Every day, I was immersed in the hard-working, astonishing world of opera: rehearsals, performances, meetings with artistic production, development and more. Back then, the company produced 10 operas in the autumn alone. I experienced and felt the majestic power of this art form. I was deeply inspired. In my spare time, I wrote art songs for the divas I was meeting and working with, including Frederica von Stade and Renée Fleming.
Another dramatic turn happened in 1995, when the opera’s general director Lotfi Mansouri asked me if I’d ever considered writing an opera. He’d heard about my songs being performed internationally and was eager to discover a new creative voice for the opera stage. I was stunned.

Lotfi wanted to pair me with the great American playwright Terrence McNally as my librettist and he suggested a comic opera: something light, frothy and bubbly to celebrate the new millennium. Fortunately, Terrence had no interest in such an opera. He wanted a bold drama, American but universal, timeless but timely. Lotfi removed the mandate for comedy.
It took a while, but during a fateful meeting in 1997, Terrence suggested the story Dead Man Walking. I knew it was the right thing; I felt shivers head to toe and started to feel drama and music big enough to fill an opera house. I was on fire with it.

Sister Helen Prejean’s bestselling memoir had, a few years previously, been made into a brilliant film written and directed by Tim Robbins, starring Susan Sarandon and Sean Penn. The story was very much in the national dialogue and highly controversial. A Louisiana nun becomes a pen pal to a convicted murderer on death row, then visits him and becomes his spiritual adviser, ultimately accompanying him to his execution. On her journey she meets the murder victims’ families and the convicted murderer’s family as she navigates the justice system in the US. What she experiences ignites a call to justice in her heart and soul. An activist emerges.
When we told Lotfi the idea, he too immediately recognised its power and timeliness. He reminded us that all of the popular classic operas of the past have a social justice message at their heart: The Marriage of Figaro, The Barber of Seville, La Traviata, The Ring, Eugene Onegin, La Bohème, Jenůfa, The Rake’s Progress, Peter Grimes and on and on. Sometimes the message is subtle; sometimes overt.
Terrence’s vision of what Dead Man Walking could do as an opera, that it could not do as a book or movie, was to send us deeper into the drama by extending emotionally dramatic moments with real people on stage singing unamplified – allowing us to vibrate in the middle of that emotion. It was not to make a polemic, to preach or tell people what they should feel. It was to tell a deeply human story honestly and authentically, and to allow the audience to feel it all as part of a community. Raise the questions. Don’t provide the answers. We could take something that people usually only consider in the abstract – the death penalty – and put a human face on it.

Sister Helen was a guiding light and support from the beginning.
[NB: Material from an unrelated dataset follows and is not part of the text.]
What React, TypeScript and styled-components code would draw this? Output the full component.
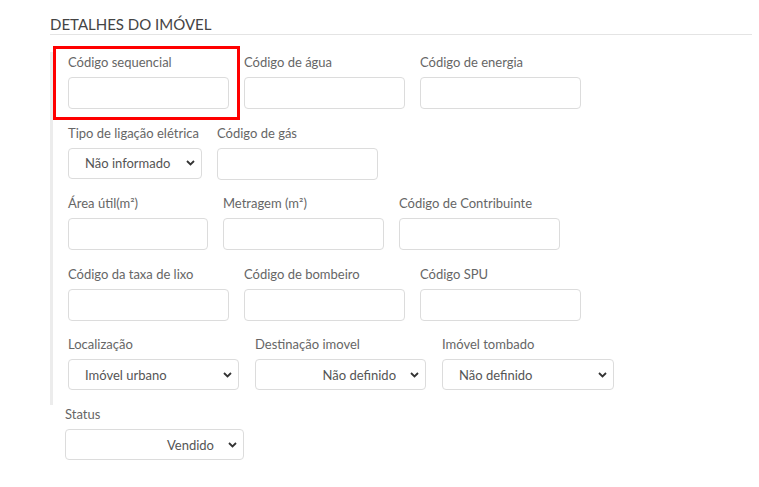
import React from 'react'
import styled, { createGlobalStyle } from 'styled-components'

const GlobalStyle = createGlobalStyle`
  html, body {
    margin: 0;
    padding: 0;
    background: #ffffff;
    font-family: Lato, "Open Sans", Arial, sans-serif;
  }
`

const Page = styled.div`
  padding: 14px 7px 0 50px;
`

const SectionTitle = styled.h3`
  margin: 0;
  padding-top: 1px;
  padding-bottom: 1px;
  font-size: 15px;
  font-weight: 400;
  line-height: 18px;
  color: #444;
  border-bottom: 1px solid #e4e4e4;
`

const Fieldset = styled.div`
  margin-top: 17px;
  padding: 1px 0 1px 15px;
  border-left: 3px solid #ececec;
`

const Row = styled.div<{ $gap?: number }>`
  display: flex;
  gap: ${({ $gap }) => $gap ?? 15}px;
  margin-bottom: 14.5px;

  &:last-child {
    margin-bottom: 14px;
  }
`

const Field = styled.div<{ $width: number }>`
  position: relative;
  display: flex;
  flex-direction: column;
  width: ${({ $width }) => $width}px;
`

const Label = styled.label`
  font-size: 13px;
  line-height: 18px;
  color: #666;
  white-space: nowrap;
  margin-bottom: 6px;
`

const TextInput = styled.input`
  box-sizing: border-box;
  width: 100%;
  height: 32px;
  border: 1px solid #dcdcdc;
  border-radius: 4px;
  background: #fff;
  outline: none;
  font: inherit;
`

const SelectWrap = styled.div`
  position: relative;
  height: 31px;
`

const Select = styled.select<{ $align?: 'left' | 'right' }>`
  box-sizing: border-box;
  width: 100%;
  height: 100%;
  appearance: none;
  -webkit-appearance: none;
  border: 1px solid #dcdcdc;
  border-radius: 4px;
  background: #fff;
  padding: ${({ $align }) => ($align === 'right' ? '0 29px 0 16px' : '0 20px 0 16px')};
  font-family: Lato, "Open Sans", Arial, sans-serif;
  font-size: 13px;
  color: #555;
  text-align: ${({ $align }) => $align ?? 'left'};
  text-align-last: ${({ $align }) => $align ?? 'left'};
  outline: none;
`

const Chevron = styled.svg`
  position: absolute;
  right: 7px;
  top: 50%;
  margin-top: -3px;
  pointer-events: none;
`

const Highlight = styled.div`
  position: absolute;
  top: -7px;
  left: -15px;
  right: -11px;
  bottom: -11px;
  border: 3px solid #ff0000;
  pointer-events: none;
`

const StatusBlock = styled.div`
  padding-left: 15px;
  width: 179px;
  display: flex;
  flex-direction: column;
`

type SelectFieldProps = {
  value: string
  align?: 'left' | 'right'
}

const SelectField: React.FC<SelectFieldProps> = ({ value, align }) => (
  <SelectWrap>
    <Select $align={align} defaultValue={value}>
      <option>{value}</option>
    </Select>
    <Chevron width="9" height="6" viewBox="0 0 9 6">
      <polyline points="1,1 4.5,4.5 8,1" fill="none" stroke="#333" strokeWidth="1.8" />
    </Chevron>
  </SelectWrap>
)

const App: React.FC = () => {
  return (
    <>
      <GlobalStyle />
      <Page>
        <SectionTitle>DETALHES DO IMÓVEL</SectionTitle>
        <Fieldset>
          <Row>
            <Field $width={161}>
              <Highlight />
              <Label>Código sequencial</Label>
              <TextInput />
            </Field>
            <Field $width={161}>
              <Label>Código de água</Label>
              <TextInput />
            </Field>
            <Field $width={161}>
              <Label>Código de energia</Label>
              <TextInput />
            </Field>
          </Row>
          <Row>
            <Field $width={134}>
              <Label>Tipo de ligação elétrica</Label>
              <SelectField value="Não informado" />
            </Field>
            <Field $width={161}>
              <Label>Código de gás</Label>
              <TextInput />
            </Field>
          </Row>
          <Row>
            <Field $width={140}>
              <Label>Área útil(m²)</Label>
              <TextInput />
            </Field>
            <Field $width={161}>
              <Label>Metragem (m²)</Label>
              <TextInput />
            </Field>
            <Field $width={161}>
              <Label>Código de Contribuinte</Label>
              <TextInput />
            </Field>
          </Row>
          <Row>
            <Field $width={161}>
              <Label>Código da taxa de lixo</Label>
              <TextInput />
            </Field>
            <Field $width={161}>
              <Label>Código de bombeiro</Label>
              <TextInput />
            </Field>
            <Field $width={161}>
              <Label>Código SPU</Label>
              <TextInput />
            </Field>
          </Row>
          <Row $gap={16}>
            <Field $width={171}>
              <Label>Localização</Label>
              <SelectField value="Imóvel urbano" />
            </Field>
            <Field $width={171}>
              <Label>Destinação imovel</Label>
              <SelectField value="Não definido" align="right" />
            </Field>
            <Field $width={172}>
              <Label>Imóvel tombado</Label>
              <SelectField value="Não definido" />
            </Field>
          </Row>
        </Fieldset>
        <StatusBlock>
          <Label>Status</Label>
          <SelectField value="Vendido" align="right" />
        </StatusBlock>
      </Page>
    </>
  )
}

export default App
She knew we’d have to change things to make it work for the stage, that we were not making a documentary or putting a book on the stage. “The only thing I ask, is that it remain a story of redemption,” she said.
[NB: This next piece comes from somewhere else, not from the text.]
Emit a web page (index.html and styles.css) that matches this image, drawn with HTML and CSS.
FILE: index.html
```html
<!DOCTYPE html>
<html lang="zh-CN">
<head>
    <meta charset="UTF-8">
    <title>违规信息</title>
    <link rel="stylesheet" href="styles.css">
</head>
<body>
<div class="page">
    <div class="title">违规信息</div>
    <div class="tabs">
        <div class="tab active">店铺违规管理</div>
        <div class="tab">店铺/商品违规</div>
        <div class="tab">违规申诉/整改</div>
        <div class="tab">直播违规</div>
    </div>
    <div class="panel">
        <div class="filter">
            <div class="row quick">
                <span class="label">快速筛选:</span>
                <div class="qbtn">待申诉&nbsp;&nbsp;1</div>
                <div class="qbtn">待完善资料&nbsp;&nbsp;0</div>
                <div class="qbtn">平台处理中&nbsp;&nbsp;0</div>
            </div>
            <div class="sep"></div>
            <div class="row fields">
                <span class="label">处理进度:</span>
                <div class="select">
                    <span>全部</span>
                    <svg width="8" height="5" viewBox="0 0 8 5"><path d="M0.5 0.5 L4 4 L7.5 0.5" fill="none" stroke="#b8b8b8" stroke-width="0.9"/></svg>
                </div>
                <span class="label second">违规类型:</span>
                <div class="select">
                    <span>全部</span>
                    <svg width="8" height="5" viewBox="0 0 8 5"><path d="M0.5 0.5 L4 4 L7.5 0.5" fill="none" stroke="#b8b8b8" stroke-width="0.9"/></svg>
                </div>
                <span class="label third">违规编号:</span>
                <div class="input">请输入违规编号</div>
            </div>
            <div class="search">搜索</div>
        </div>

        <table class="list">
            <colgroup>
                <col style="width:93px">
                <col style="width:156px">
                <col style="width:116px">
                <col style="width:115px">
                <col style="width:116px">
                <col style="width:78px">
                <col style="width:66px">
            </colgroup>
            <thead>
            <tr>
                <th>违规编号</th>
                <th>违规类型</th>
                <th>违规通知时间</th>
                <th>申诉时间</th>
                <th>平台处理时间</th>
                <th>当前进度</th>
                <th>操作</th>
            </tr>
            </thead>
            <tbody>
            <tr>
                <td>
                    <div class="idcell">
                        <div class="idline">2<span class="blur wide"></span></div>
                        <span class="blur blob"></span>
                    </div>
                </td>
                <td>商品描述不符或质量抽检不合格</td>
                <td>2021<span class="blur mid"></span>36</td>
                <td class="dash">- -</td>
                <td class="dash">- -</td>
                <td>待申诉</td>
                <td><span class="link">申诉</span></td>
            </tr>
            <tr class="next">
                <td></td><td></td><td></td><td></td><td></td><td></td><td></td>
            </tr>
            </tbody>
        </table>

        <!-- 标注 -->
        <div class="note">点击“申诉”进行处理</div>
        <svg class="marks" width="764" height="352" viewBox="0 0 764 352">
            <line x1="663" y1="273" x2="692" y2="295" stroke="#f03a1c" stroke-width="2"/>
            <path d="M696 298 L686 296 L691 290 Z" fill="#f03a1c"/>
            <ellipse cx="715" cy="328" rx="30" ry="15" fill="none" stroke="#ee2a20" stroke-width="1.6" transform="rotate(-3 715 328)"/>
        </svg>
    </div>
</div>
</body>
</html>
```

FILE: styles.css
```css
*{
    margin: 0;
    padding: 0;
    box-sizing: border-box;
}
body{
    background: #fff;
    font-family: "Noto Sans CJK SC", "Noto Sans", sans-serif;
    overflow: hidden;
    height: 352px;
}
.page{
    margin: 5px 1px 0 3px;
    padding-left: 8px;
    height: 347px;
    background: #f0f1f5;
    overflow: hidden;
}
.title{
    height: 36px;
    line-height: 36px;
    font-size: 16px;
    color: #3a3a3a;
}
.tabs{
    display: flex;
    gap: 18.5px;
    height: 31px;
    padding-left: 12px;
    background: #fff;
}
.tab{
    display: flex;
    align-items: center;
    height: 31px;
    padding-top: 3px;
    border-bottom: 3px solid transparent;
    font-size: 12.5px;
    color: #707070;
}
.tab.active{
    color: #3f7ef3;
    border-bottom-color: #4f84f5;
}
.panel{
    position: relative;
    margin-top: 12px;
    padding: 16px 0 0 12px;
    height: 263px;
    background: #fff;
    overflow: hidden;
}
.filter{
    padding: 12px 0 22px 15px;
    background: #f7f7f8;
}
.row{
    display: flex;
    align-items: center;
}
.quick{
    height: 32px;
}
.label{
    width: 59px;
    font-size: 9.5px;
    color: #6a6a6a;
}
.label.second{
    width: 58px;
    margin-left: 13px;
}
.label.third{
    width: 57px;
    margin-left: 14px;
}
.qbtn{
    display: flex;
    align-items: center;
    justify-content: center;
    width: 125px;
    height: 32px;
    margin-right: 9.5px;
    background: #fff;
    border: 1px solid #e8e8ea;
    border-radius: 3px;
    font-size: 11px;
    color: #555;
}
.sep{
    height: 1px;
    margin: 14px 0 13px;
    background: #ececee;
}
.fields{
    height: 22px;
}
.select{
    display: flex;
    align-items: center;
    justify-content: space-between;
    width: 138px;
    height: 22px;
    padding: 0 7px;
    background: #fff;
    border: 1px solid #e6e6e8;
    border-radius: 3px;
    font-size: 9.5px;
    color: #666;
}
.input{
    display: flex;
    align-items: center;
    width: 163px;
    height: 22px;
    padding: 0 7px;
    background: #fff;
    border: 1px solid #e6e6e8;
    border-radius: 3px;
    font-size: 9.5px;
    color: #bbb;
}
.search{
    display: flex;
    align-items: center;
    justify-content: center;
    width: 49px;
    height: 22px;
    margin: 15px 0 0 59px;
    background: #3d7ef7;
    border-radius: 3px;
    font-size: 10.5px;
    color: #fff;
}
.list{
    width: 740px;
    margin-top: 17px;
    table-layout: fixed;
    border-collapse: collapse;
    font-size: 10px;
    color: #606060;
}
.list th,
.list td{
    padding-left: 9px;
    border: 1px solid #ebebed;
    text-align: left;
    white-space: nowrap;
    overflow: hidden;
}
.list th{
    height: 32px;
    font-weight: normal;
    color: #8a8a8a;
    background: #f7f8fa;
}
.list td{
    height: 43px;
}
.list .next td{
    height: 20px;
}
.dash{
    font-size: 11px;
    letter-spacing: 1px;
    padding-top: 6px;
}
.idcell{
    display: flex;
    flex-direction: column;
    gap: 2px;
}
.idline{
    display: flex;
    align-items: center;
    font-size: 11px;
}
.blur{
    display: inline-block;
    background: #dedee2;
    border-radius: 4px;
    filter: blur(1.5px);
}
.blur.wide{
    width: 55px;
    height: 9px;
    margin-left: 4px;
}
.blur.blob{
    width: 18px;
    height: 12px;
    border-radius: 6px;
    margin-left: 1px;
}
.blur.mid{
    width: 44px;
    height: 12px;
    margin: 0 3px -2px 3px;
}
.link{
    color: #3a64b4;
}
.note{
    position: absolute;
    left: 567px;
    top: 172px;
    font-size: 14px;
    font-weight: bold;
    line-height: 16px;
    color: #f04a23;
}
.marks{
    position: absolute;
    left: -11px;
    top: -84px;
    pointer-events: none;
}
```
Terrence wrote the libretto quickly, and I responded in kind. We started our work in 1998 and had a workshop in August of 1999. The premiere happened just over a year later. Our stellar cast included Susan Graham as Sister Helen, John Packard as Joseph De Rocher, Frederica von Stade as Joseph’s mother. Joe Mantello was the director and Patrick Summers conducted. The response was overwhelming. Two performances were added to the original run. Seven opera companies immediately commissioned a second production and others followed suit.
And after the premiere, Julie Andrews came backstage to give me a hug I will never forget. It has been an unexpected, staggering journey of community, connection and transformation. And the journey continues.